The bandgaps of 2–13 widths of ZGNRs with both hydrogen- (denoted as H-ZGNRs) and fluorine-edge saturation (denoted as F-ZGNRs) are shown in Figure 2. Comparing ZGNRs with the same width, H-ZGNRs have, in general, larger bandgaps than F-saturated ones. The increase in the width results in a similar trend in both type of ZGNRs. Starting with 2ZGNRs, a relatively low band gap (0.35 eV for F-2ZGNRs and 0.45 eV for H-2ZGNRs) is obtained. From 3ZGNRs to 6ZGNRs, F-ZGNRs have an around 0.45 eV bandgap, while H-ZGNRs have bandgaps between 0.50–0.55 eV. From 6ZGNRs to 12ZGNRs, a constant decrease in the bandgaps is observed, where the bandgap consistently decreases as an increasing width is observed, converging to 0.30 eV for F-ZGNRs and 0.33 eV for H-ZGNRs. Due to the narrow width of the 2ZGNRs, the local magnetic moments on the edge carbon atoms (0.054 ${\mu }_b$) is much smaller in comparison to the wider ZGNRs, such as 4ZGNRs and 6ZGNRs (0.083 ${\mu }_b$). This reflects that carbon atoms in between the edges are influenced by the fluorine atoms from the opposite edges, which, we believe, is the physical reason behind the non-monotonical changes.

In Figure 3, the bandstructures and PDOS on two different groups of carbon atoms of 6ZGNRs are shown. Similar electronic structures are obtained from both 6ZGNRs. The $\alpha$ and $\beta$ spin channels are located at the opposite edge positions, although the PBE bandstructures of the two spin channels appear identical. This observation is the well-known ’edge effect’.

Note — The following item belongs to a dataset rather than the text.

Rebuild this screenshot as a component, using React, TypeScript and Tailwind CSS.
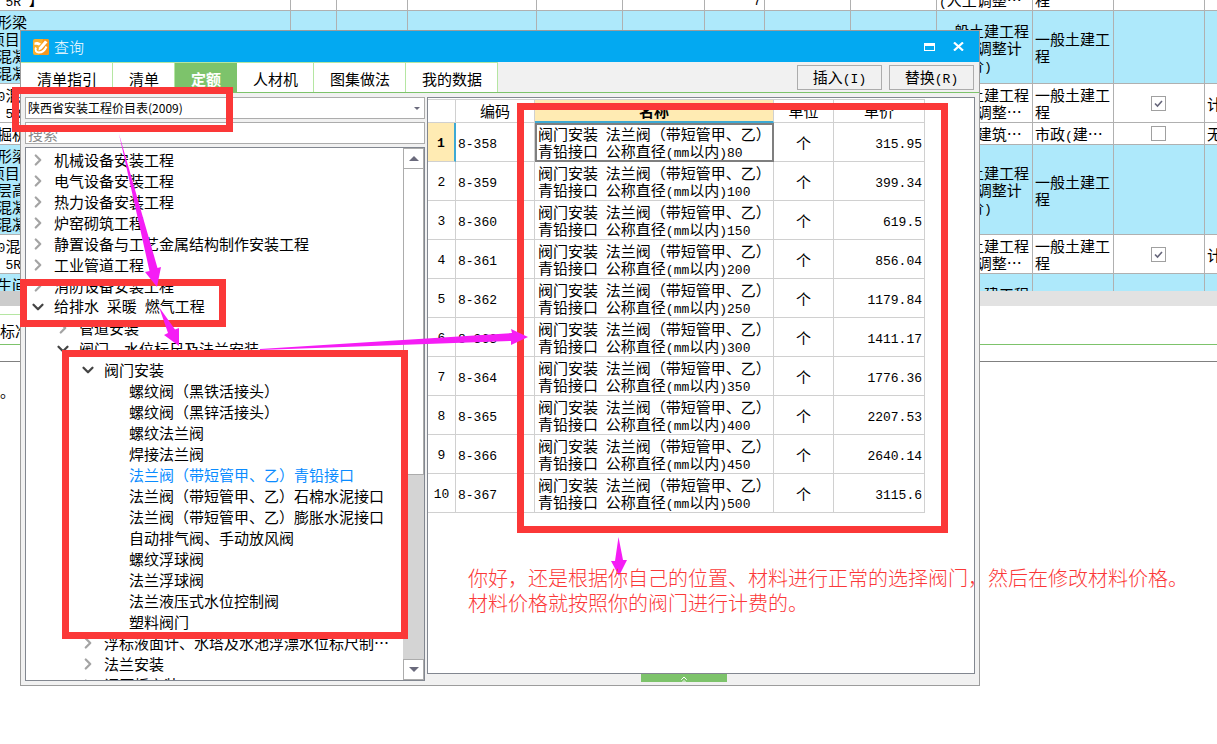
import { useState } from 'react'
import { ChevronDown, ChevronRight, ChevronsUp } from 'lucide-react'
import clsx from 'clsx'

interface TreeNode {
  label: string
  level: 0 | 1 | 2 | 3
  state: 'open' | 'closed' | 'leaf'
}

interface BudgetRow {
  height: string
  blue?: boolean
  name: string[]
  qty?: string
  fee?: string[]
  major?: string[]
  checked?: boolean
  note?: string
}

const tabs = ['清单指引', '清单', '定额', '人材机', '图集做法', '我的数据']

const tree: TreeNode[] = [
  { label: '机械设备安装工程', level: 0, state: 'closed' },
  { label: '电气设备安装工程', level: 0, state: 'closed' },
  { label: '热力设备安装工程', level: 0, state: 'closed' },
  { label: '炉窑砌筑工程', level: 0, state: 'closed' },
  { label: '静置设备与工艺金属结构制作安装工程', level: 0, state: 'closed' },
  { label: '工业管道工程', level: 0, state: 'closed' },
  { label: '消防设备安装工程', level: 0, state: 'closed' },
  { label: '给排水 采暖 燃气工程', level: 0, state: 'open' },
  { label: '管道安装', level: 1, state: 'closed' },
  { label: '阀门、水位标尺及法兰安装', level: 1, state: 'open' },
  { label: '阀门安装', level: 2, state: 'open' },
  { label: '螺纹阀（黑铁活接头）', level: 3, state: 'leaf' },
  { label: '螺纹阀（黑锌活接头）', level: 3, state: 'leaf' },
  { label: '螺纹法兰阀', level: 3, state: 'leaf' },
  { label: '焊接法兰阀', level: 3, state: 'leaf' },
  { label: '法兰阀（带短管甲、乙）青铅接口', level: 3, state: 'leaf' },
  { label: '法兰阀（带短管甲、乙）石棉水泥接口', level: 3, state: 'leaf' },
  { label: '法兰阀（带短管甲、乙）膨胀水泥接口', level: 3, state: 'leaf' },
  { label: '自动排气阀、手动放风阀', level: 3, state: 'leaf' },
  { label: '螺纹浮球阀', level: 3, state: 'leaf' },
  { label: '法兰浮球阀', level: 3, state: 'leaf' },
  { label: '法兰液压式水位控制阀', level: 3, state: 'leaf' },
  { label: '塑料阀门', level: 3, state: 'leaf' },
  { label: '浮标液面计、水塔及水池浮漂水位标尺制…', level: 2, state: 'closed' },
  { label: '法兰安装', level: 2, state: 'closed' },
  { label: '调压板安装', level: 2, state: 'closed' },
]

const indent = ['pl-[3px]', 'pl-7', 'pl-[53px]', 'pl-[78px]']

const quotas = [
  { code: '8-358', size: 80, price: '315.95' },
  { code: '8-359', size: 100, price: '399.34' },
  { code: '8-360', size: 150, price: '619.5' },
  { code: '8-361', size: 200, price: '856.04' },
  { code: '8-362', size: 250, price: '1179.84' },
  { code: '8-363', size: 300, price: '1411.17' },
  { code: '8-364', size: 350, price: '1776.36' },
  { code: '8-365', size: 400, price: '2207.53' },
  { code: '8-366', size: 450, price: '2640.14' },
  { code: '8-367', size: 500, price: '3115.6' },
]

const feeFull = ['一般土建工程', '(人工调整计', '入差价)']
const feeShort = ['一般土建工程', '(人工调整…']
const civil = ['一般土建工', '程']

const budget: BudgetRow[] = [
  { height: 'h-[39px]', name: ['C30混', '32 5R 】'], qty: '7', fee: feeShort, major: civil },
  { height: 'h-[73px]', blue: true, name: ['矩形梁', '(项目', '土混凝', '土混凝'], fee: feeFull, major: civil },
  { height: 'h-[39px]', name: ['C30混', '32 5R'], fee: feeShort, major: civil, checked: true, note: '计' },
  { height: 'h-[22px]', name: ['挖掘机'], fee: ['市政(建筑…'], major: ['市政(建…'], checked: false, note: '无' },
  { height: 'h-[90px]', blue: true, name: ['矩形梁', '(项目', '、层高', '土混凝', '土混凝'], fee: feeFull, major: civil },
  { height: 'h-[39px]', name: ['C30混', '32 5R'], fee: feeShort, major: civil, checked: true, note: '计' },
  { height: 'h-[73px]', blue: true, name: ['卫生间', '(项目', '土混凝', '土混凝'], fee: feeFull, major: civil },
]

const cell = 'border-r border-b border-[#b0b0b0] p-0 pl-[2px]'
const grid = 'border-r border-b border-[#d0d0d0] p-0'

// Latin runs are set half as wide as the Chinese characters
function Mixed({ text }: { text: string }) {
  return (
    <>
      {text.split(/([\x20-\x7e]+)/).map((part, i) =>
        i % 2 ? (
          <span key={i} className="font-['Liberation_Mono',monospace] text-[13px] whitespace-pre">{part}</span>
        ) : (
          part
        )
      )}
    </>
  )
}

function Lines({ lines }: { lines?: string[] }) {
  return (
    <>
      {lines?.map((line, i) => (
        <div key={i} className="h-[17px] whitespace-nowrap">
          <Mixed text={line} />
        </div>
      ))}
    </>
  )
}

function BudgetSheet() {
  return (
    <div>
      <div className="h-[291px] overflow-hidden">
        <table className="-mt-7 -ml-[18px] w-[calc(100%+80px)] table-fixed border-separate border-spacing-0">
          <colgroup>
            <col className="w-[309px]" />
            <col className="w-[46px]" />
            <col className="w-[71px]" />
            <col className="w-[129px]" />
            <col className="w-[86px]" />
            <col className="w-[82px]" />
            <col className="w-[60px]" />
            <col className="w-[86px]" />
            <col className="w-[86px]" />
            <col className="w-[96px]" />
            <col className="w-[81px]" />
            <col className="w-[91px]" />
            <col />
          </colgroup>
          <tbody>
            {budget.map((row, i) => (
              <tr key={i} className={clsx(row.height, row.blue && 'bg-[#aee9fb]')}>
                <td className="border-r border-b border-[#b0b0b0] p-0">
                  <Lines lines={row.name} />
                </td>
                <td className={cell} />
                <td className={cell} />
                <td className={cell} />
                <td className={cell} />
                <td className={cell} />
                <td className={clsx(cell, 'pr-[3px] text-right align-bottom')}>
                  {row.qty && <Mixed text={row.qty} />}
                </td>
                <td className={cell} />
                <td className={cell} />
                <td className={cell}><Lines lines={row.fee} /></td>
                <td className={cell}><Lines lines={row.major} /></td>
                <td className="border-r border-b border-[#b0b0b0] p-0 pr-[2px]">
                  {row.checked !== undefined && (
                    <label className="relative mx-auto block size-[15px]">
                      <input
                        type="checkbox"
                        defaultChecked={row.checked}
                        aria-label="汇总"
                        className="peer block size-[15px] appearance-none border border-[#a0a0a0] bg-white"
                      />
                      <svg viewBox="0 0 15 15" className="pointer-events-none absolute inset-0 hidden peer-checked:block">
                        <path d="M4 7.5 L6.5 10 L11 5" fill="none" stroke="#66667a" strokeWidth="1.6" />
                      </svg>
                    </label>
                  )}
                </td>
                <td className={cell}>{row.note}</td>
              </tr>
            ))}
          </tbody>
        </table>
      </div>
      <div className="flex h-[15px]">
        <div className="w-10 bg-[#cccccc]" />
        <div className="flex-1 bg-[#e2e2e2]" />
      </div>
      <div className="border-b border-[#7dc36b] pt-2">
        <div className="flex h-[30px] w-16 items-center border-t border-[#b5e6a2] pt-px">标准换算</div>
      </div>
      <div className="h-[17px] border-b border-[#808080]" />
      <p className="pt-5">。</p>
    </div>
  )
}

function TitleBar() {
  return (
    <div className="flex h-[31px] items-center bg-[#03a9f1] pl-3 text-white">
      <svg viewBox="0 0 16 16" className="mr-[5px] size-4" aria-hidden="true">
        <rect width="16" height="16" rx="2" fill="#fbb02d" />
        <path d="M10 0h4a2 2 0 0 1 2 2v12a2 2 0 0 1-2 2H6z" fill="#f5981e" />
        <path d="M1.5 3.5c2-1 4.500-.5 6.500 1l-2 2C4.500 5.500 3 5.500 1.500 6z" fill="#fff" />
        <path d="M6 8.500 12 1.500l2.500 1.700L8.500 10.200 5.500 11.500z" fill="#fff" />
        <path d="M3 8.500c-1.500 3 .5 5 3 5 3 0 6-2.500 7.500-6" fill="none" stroke="#fff" strokeWidth="2" />
      </svg>
      <h1 className="flex-1 font-light">查询</h1>
      <button aria-label="最大化" className="mr-[18px]">
        <svg viewBox="0 0 11 8" className="h-2 w-[11px]">
          <path d="M0 0h11v8H0zM1 3v4h9V3z" fill="#fff" fillRule="evenodd" />
        </svg>
      </button>
      <button aria-label="关闭" className="mr-[15px]">
        <svg viewBox="0 0 11 9" className="h-[9px] w-[11px]">
          <path d="M1 0.500 10 8.500M10 0.500 1 8.500" stroke="#fff" strokeWidth="2.200" />
        </svg>
      </button>
    </div>
  )
}

function Toolbar() {
  const [active, setActive] = useState('定额')
  return (
    <div className="flex h-[31px] border-b border-[#7dc36b]">
      <div role="tablist" className="flex border-t border-[#b5e6a2]">
        {tabs.map((tab) => (
          <button
            key={tab}
            role="tab"
            aria-selected={tab === active}
            onClick={() => setActive(tab)}
            className={clsx(
              'border-r pt-[2px] pr-[15px] pl-4',
              tab === active ? 'border-[#7dc36b] bg-[#7dc36b] font-bold text-white' : 'border-[#b5e6a2] bg-white'
            )}
          >
            {tab}
          </button>
        ))}
      </div>
      <div className="flex flex-1 justify-end gap-[7px] px-[5px] pt-[3px]">
        <button className="h-[25px] w-[85px] border border-[#acacac]"><Mixed text="插入(I)" /></button>
        <button className="h-[25px] w-[85px] border border-[#acacac]"><Mixed text="替换(R)" /></button>
      </div>
    </div>
  )
}

function TreePanel() {
  const [selected, setSelected] = useState('法兰阀（带短管甲、乙）青铅接口')
  return (
    <div className="flex min-h-0 flex-1 border border-[#828790] bg-white">
      <ul role="tree" aria-label="章节" className="min-w-0 flex-1 overflow-hidden pt-px">
        {tree.map((node) => (
          <li
            key={node.label}
            role="treeitem"
            aria-selected={node.label === selected}
            aria-expanded={node.state === 'leaf' ? undefined : node.state === 'open'}
            className={indent[node.level]}
          >
            <button
              onClick={() => setSelected(node.label)}
              className={clsx('flex h-[21px] items-center whitespace-nowrap', node.label === selected && 'text-[#0a8cff]')}
            >
              <span className="flex w-[25px]">
                {node.state === 'closed' && <ChevronRight className="size-[18px] text-[#a4a4a4]" strokeWidth={3} />}
                {node.state === 'open' && <ChevronDown className="size-[18px] text-[#444444]" strokeWidth={3} />}
              </span>
              <span><Mixed text={node.label} /></span>
            </button>
          </li>
        ))}
      </ul>
      <div className="flex w-[21px] flex-col bg-[#d4d4d4]">
        <button aria-label="向上滚动" className="flex h-[21px] items-center justify-center border border-[#acacac] bg-white">
          <svg viewBox="0 0 10 5" className="h-[5px] w-[10px]"><path d="M0 5 5 0l5 5z" fill="#6a6a7c" /></svg>
        </button>
        <div className="h-[306px] border border-t-0 border-[#acacac] bg-white" />
        <div className="flex-1" />
        <button aria-label="向下滚动" className="flex h-[21px] items-center justify-center border border-[#acacac] bg-white">
          <svg viewBox="0 0 10 5" className="h-[5px] w-[10px]"><path d="M0 0h10L5 5z" fill="#6a6a7c" /></svg>
        </button>
      </div>
    </div>
  )
}

function QuotaTable() {
  return (
    <div className="min-h-0 flex-1 border border-[#828790] bg-white pt-px">
      <table className="w-[497px] table-fixed border-separate border-spacing-0 border-t border-[#d0d0d0]">
        <colgroup>
          <col className="w-7" />
          <col className="w-[79px]" />
          <col className="w-[239px]" />
          <col className="w-[60px]" />
          <col className="w-[91px]" />
        </colgroup>
        <thead>
          <tr className="h-[23px] align-top">
            <th className={grid} />
            <th className={clsx(grid, 'pt-[2px] font-normal')}>编码</th>
            <th className={clsx(grid, 'border-b-2 border-b-[#3da9d4] bg-[#ffebb3] pt-[2px] font-bold')}>名称</th>
            <th className={clsx(grid, 'pt-[2px] font-normal')}>单位</th>
            <th className={clsx(grid, 'pt-[2px] font-normal')}>单价</th>
          </tr>
        </thead>
        <tbody>
          {quotas.map((q, i) => (
            <tr key={q.code} className="h-[39px]">
              <th
                scope="row"
                className={clsx(grid, i === 0 ? 'border-r-2 border-r-[#3da9d4] bg-[#ffebb3] font-bold' : 'font-normal')}
              >
                <Mixed text={String(i + 1)} />
              </th>
              <td className={clsx(grid, 'pt-[2px] pl-[2px]')}><Mixed text={q.code} /></td>
              <td className={clsx(grid, 'pl-[3px]', i === 0 && 'outline-2 -outline-offset-2 outline-[#7f7f7f]')}>
                <Lines lines={['阀门安装 法兰阀（带短管甲、乙）', `青铅接口 公称直径(mm以内)${q.size}`]} />
              </td>
              <td className={clsx(grid, 'text-center')}>个</td>
              <td className={clsx(grid, 'pt-[2px] pr-[2px] text-right')}><Mixed text={q.price} /></td>
            </tr>
          ))}
        </tbody>
      </table>
    </div>
  )
}

function QueryDialog() {
  return (
    <section className="absolute top-[30px] left-5 flex h-[656px] w-[960px] flex-col border border-[#9c9c9c] bg-[#f1f1f1]">
      <TitleBar />
      <Toolbar />
      <div className="flex min-h-0 flex-1 gap-[2px] px-1 pt-1">
        <div className="flex w-[400px] flex-col gap-[3px] pb-1">
          <div className="relative">
            <select
              aria-label="定额库"
              className="block h-[22px] w-full appearance-none border border-[#acacac] bg-white pl-[2px] text-xs"
            >
              <option>陕西省安装工程价目表(2009)</option>
            </select>
            <svg viewBox="0 0 6 3" className="pointer-events-none absolute top-[10px] right-[5px] h-[3px] w-[6px]">
              <path d="M0 0h6L3 3z" fill="#6a6a7c" />
            </svg>
          </div>
          <input
            aria-label="搜索"
            placeholder="搜索"
            className="block h-[22px] w-full border border-[#acacac] bg-white px-[2px] placeholder:text-[#8a8a8a]"
          />
          <TreePanel />
        </div>
        <div className="flex min-w-0 flex-1 flex-col">
          <QuotaTable />
          <div className="h-[11px] pr-[34px]">
            <button aria-label="展开" className="mx-auto flex h-2 w-[86px] justify-center overflow-hidden bg-[#7dc36b] text-white">
              <ChevronsUp className="size-3 shrink-0" />
            </button>
          </div>
        </div>
      </div>
    </section>
  )
}

// hand-drawn marks on top of everything
function Annotations() {
  return (
    <div className="pointer-events-none absolute inset-0">
      <div className="absolute top-[87px] left-3 h-[45px] w-[221px] border-7 border-[#fb3838]" />
      <div className="absolute top-[279px] left-5 h-12 w-[206px] border-7 border-[#fb3838]" />
      <div className="absolute top-[350px] left-[62px] h-[289px] w-[346px] border-7 border-[#fb3838]" />
      <div className="absolute top-[103px] left-[517px] h-[430px] w-[431px] border-7 border-[#fb3838]" />
      <svg width="640" height="600" className="absolute top-0 left-0" fill="#f51df5">
        <path d="M119 134 157.500 268 161 267 157 287 145 272 149.500 271z" />
        <path d="M159 307 175 329.500 179 328 179 346 164 335 168 333z" />
        <path d="M260 349 512 333 511 329 528 337 511 345 511 341 260 350z" />
        <path d="M618.500 537 623 560 627 560 619 576 611 561 615 561z" />
      </svg>
      <p className="absolute top-[565px] left-[468px] text-xl leading-[25px] font-light whitespace-nowrap text-[#fb3838]">
        你好，还是根据你自己的位置、材料进行正常的选择阀门，然后在修改材料价格。
        <br />
        材料价格就按照你的阀门进行计费的。
      </p>
    </div>
  )
}

export default function App() {
  return (
    <main
      lang="zh-CN"
      className="relative min-h-screen overflow-hidden bg-white font-['Noto_Sans_CJK_SC',sans-serif] text-[15px] leading-[17px] text-black"
    >
      <BudgetSheet />
      <QueryDialog />
      <Annotations />
    </main>
  )
}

Both H-ZNGRs and F-ZGNRs show similar behaviours and only small quantitative differences in their electronic structures. Therefore, we have only considered F-ZGNRs in the following. This selection is supported by the harsh conditions of the fluorination reactions with graphitic materials. It is reasonable to assume that all dangling bonds are saturated with fluorine instead of with hydrogen, and this assumption is consistent with the finding that the C–H bond, e.g., in benzene, is weaker than the C–F bond [66].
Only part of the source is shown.